Initial A with the Three Marys at the Tomb, Easter Sunday

Italy — Florence, 15th century

Benedictine Use

Script: Rotunda
Parchment with lead pencil, ink, and paint

Notation: Square

The initial A begins the first response of the first nocturn of Matins for Easter Sunday, “Angelus domini descendit de celo.” (An angel of the Lord descended from heaven.) This leaf is exceptional in that it allows the viewer to see one stage of medieval manuscript decoration. An artist drew in the initial, figures, and foliate border with lead pencil or ink, and undoubtedly expected it to be decorated with colored pigments and illuminated with gold or silver. Other stages were completed in this leaf: the parchment, after it was prepared for writing, would have been pricked and ruled. Someone would prick the edges of each page with a sharp instrument, and then rule the page with lead ink or make an impression (called blind ruling).
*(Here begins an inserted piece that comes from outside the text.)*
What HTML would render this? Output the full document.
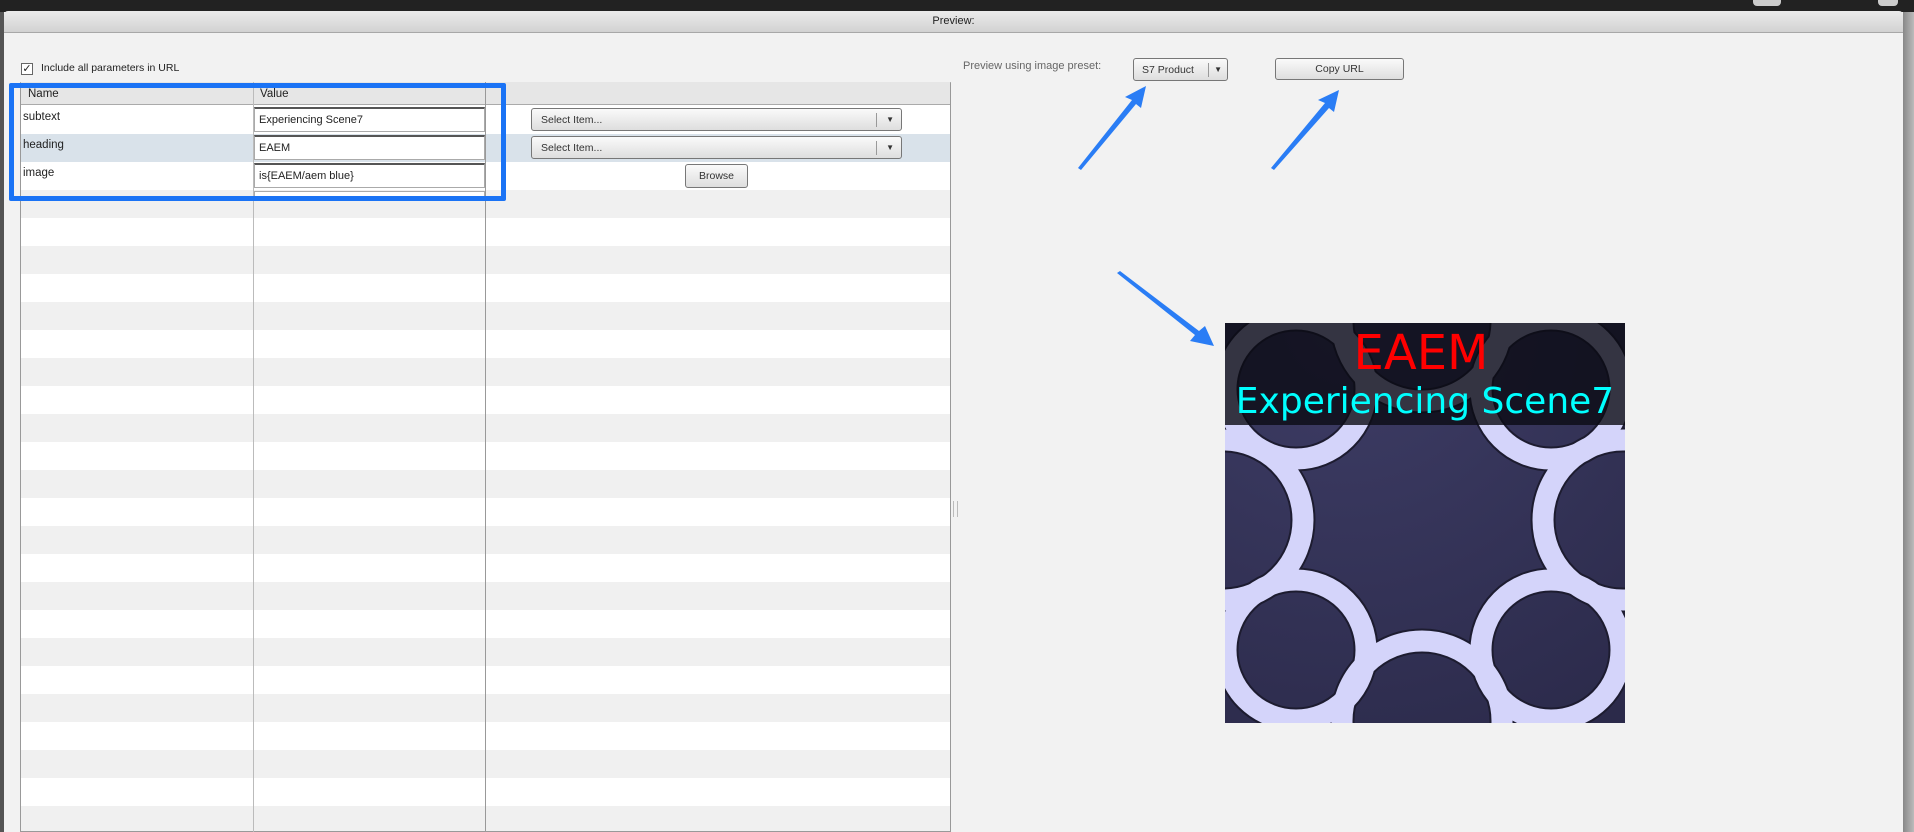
<!DOCTYPE html>
<html><head><style>
*{margin:0;padding:0;box-sizing:border-box}
body{width:1914px;height:832px;overflow:hidden;background:#f2f2f2;font-family:"Liberation Sans",sans-serif;font-size:11px;color:#222;position:relative}
.abs{position:absolute}
.btn{position:absolute;border:1px solid #777;border-radius:3px;background:linear-gradient(#fafafa,#dedede);font-size:10.5px;color:#333;display:flex;align-items:center}
.inp{position:absolute;background:#fff;border:1px solid #aaa;border-top:2px solid #555;padding-left:4px;font-size:11px;display:flex;align-items:center}
</style></head><body>
<div class="abs" style="left:0;top:0;width:1914px;height:12px;background:#222"></div>
<div class="abs" style="left:1753px;top:0;width:28px;height:6px;background:#ccc;border-radius:0 0 4px 4px"></div>
<div class="abs" style="left:1878px;top:0;width:20px;height:6px;background:#ccc;border-radius:0 0 4px 4px"></div>
<div class="abs" style="left:0;top:12px;width:4px;height:820px;background:#555"></div>
<div class="abs" style="left:1903px;top:12px;width:11px;height:820px;background:linear-gradient(90deg,#888,#bbb)"></div>
<div class="abs" style="left:4px;top:11px;width:1899px;height:22px;background:linear-gradient(#ebebeb,#d2d2d2);border-bottom:1px solid #a8a8a8;border-radius:4px 4px 0 0;text-align:center;line-height:21px;font-size:11px">Preview:</div>
<div class="abs" style="left:21px;top:63px;width:12px;height:12px;border:1px solid #666;background:#fff;font-size:11px;line-height:10px;text-align:center">✓</div>
<div class="abs" style="left:41px;top:62px;font-size:10.5px">Include all parameters in URL</div>
<div class="abs" style="left:20px;top:82px;width:931px;height:750px;border:1px solid #999;border-top:1px solid #bbb;background:repeating-linear-gradient(#fff 0 28px,#f0f0f0 28px 56px);background-position:0 23px"></div>
<div class="abs" style="left:21px;top:82px;width:929px;height:23px;background:#e6e6e6;border-bottom:1px solid #aaa"></div>
<div class="abs" style="left:21px;top:134px;width:929px;height:28px;background:#d9e2ea"></div>
<div class="abs" style="left:253px;top:82px;width:1px;height:750px;background:#bbb"></div>
<div class="abs" style="left:485px;top:82px;width:1px;height:750px;background:#999"></div>
<div class="abs" style="left:28px;top:88px;font-size:11.5px">Name</div>
<div class="abs" style="left:260px;top:88px;font-size:11.5px">Value</div>
<div class="abs" style="left:23px;top:111px;font-size:11.5px">subtext</div>
<div class="abs" style="left:23px;top:139px;font-size:11.5px">heading</div>
<div class="abs" style="left:23px;top:167px;font-size:11.5px">image</div>
<div class="inp" style="left:254px;top:107px;width:231px;height:25px">Experiencing Scene7</div>
<div class="inp" style="left:254px;top:135px;width:231px;height:25px">EAEM</div>
<div class="inp" style="left:254px;top:163px;width:231px;height:25px">is{EAEM/aem blue}</div>
<div class="inp" style="left:254px;top:191px;width:231px;height:6px;border-bottom:none;border-top:1px solid #aaa"></div>
<div class="btn" style="left:531px;top:108px;width:371px;height:23px;padding-left:9px">Select Item...<span style="position:absolute;right:24px;top:4px;height:14px;border-left:1px solid #999"></span><span style="position:absolute;right:7px;font-size:8px">▼</span></div>
<div class="btn" style="left:531px;top:136px;width:371px;height:23px;padding-left:9px">Select Item...<span style="position:absolute;right:24px;top:4px;height:14px;border-left:1px solid #999"></span><span style="position:absolute;right:7px;font-size:8px">▼</span></div>
<div class="btn" style="left:685px;top:164px;width:63px;height:24px;justify-content:center">Browse</div>
<div class="abs" style="left:9px;top:83px;width:497px;height:118px;border:5px solid #1a73f5;border-radius:2px"></div>
<div class="abs" style="left:953px;top:501px;width:5px;height:16px;border-left:1px solid #bbb;border-right:1px solid #bbb"></div>
<div class="abs" style="left:963px;top:60px;font-size:11px;color:#666">Preview using image preset:</div>
<div class="btn" style="left:1133px;top:58px;width:95px;height:23px;padding-left:8px">S7 Product<span style="position:absolute;right:18px;top:4px;height:14px;border-left:1px solid #999"></span><span style="position:absolute;right:5px;font-size:8px">▼</span></div>
<div class="btn" style="left:1275px;top:58px;width:129px;height:22px;justify-content:center">Copy URL</div>
<svg class="abs" style="left:0;top:0" width="1914" height="832">
<g fill="#2a7df5">
<polygon points="1078,168 1132,100 1125,97 1146,86 1141,108 1136,104 1081,170"/>
<polygon points="1271,168 1325,103 1318,100 1339,90 1334,112 1329,108 1274,170"/>
<polygon points="1117,273 1195,335 1190,341 1214,346 1205,326 1199,331 1120,271"/>
</g>
</svg>
<svg class="abs" style="left:1225px;top:323px" width="400" height="400" viewBox="0 0 400 400">
<defs><radialGradient id="g" cx="0.3" cy="0" r="1.2"><stop offset="0" stop-color="#3e3d66"/><stop offset="1" stop-color="#2b2a4a"/></radialGradient><clipPath id="c"><rect width="400" height="400"/></clipPath></defs>
<rect width="400" height="400" fill="url(#g)"/>
<g clip-path="url(#c)" fill="none" stroke="#1d1c30" stroke-width="25">
<circle cx="197" cy="-2" r="80"/><circle cx="326" cy="66" r="70"/><circle cx="398" cy="197" r="80"/><circle cx="326" cy="327" r="70"/><circle cx="197" cy="398" r="80"/><circle cx="71" cy="327" r="70"/><circle cx="-2" cy="197" r="80"/><circle cx="71" cy="66" r="70"/>
</g>
<g clip-path="url(#c)" fill="none" stroke="#d4d4fa" stroke-width="21">
<circle cx="197" cy="-2" r="80"/><circle cx="326" cy="66" r="70"/><circle cx="398" cy="197" r="80"/><circle cx="326" cy="327" r="70"/><circle cx="197" cy="398" r="80"/><circle cx="71" cy="327" r="70"/><circle cx="-2" cy="197" r="80"/><circle cx="71" cy="66" r="70"/>
</g>
<rect width="400" height="102" fill="#0b0b14" fill-opacity="0.8"/>
<text x="196" y="46" text-anchor="middle" fill="#ff0000" font-family="DejaVu Sans,sans-serif" font-size="48">EAEM</text>
<text x="200" y="90" text-anchor="middle" fill="#00ffff" font-family="DejaVu Sans,sans-serif" font-size="36">Experiencing Scene7</text>
</svg>
</body></html>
A scribe would then have written the text, and also in this case, the music notation with ink. This page was also rubricated: someone wrote instructions in red ink and even went to the trouble of decorating the first initial at the top of the page with red and purple ink.

The Three Marys appeared at the tomb of Jesus three days after his body had been placed in it, only to discover that his body was no longer there: that he had risen from the dead, as he had predicted on the evening before his crucifixion. The Marys were the Virgin, mother of Jesus; Mary Magdalene; and Mary of Cleopas, sister of Joseph.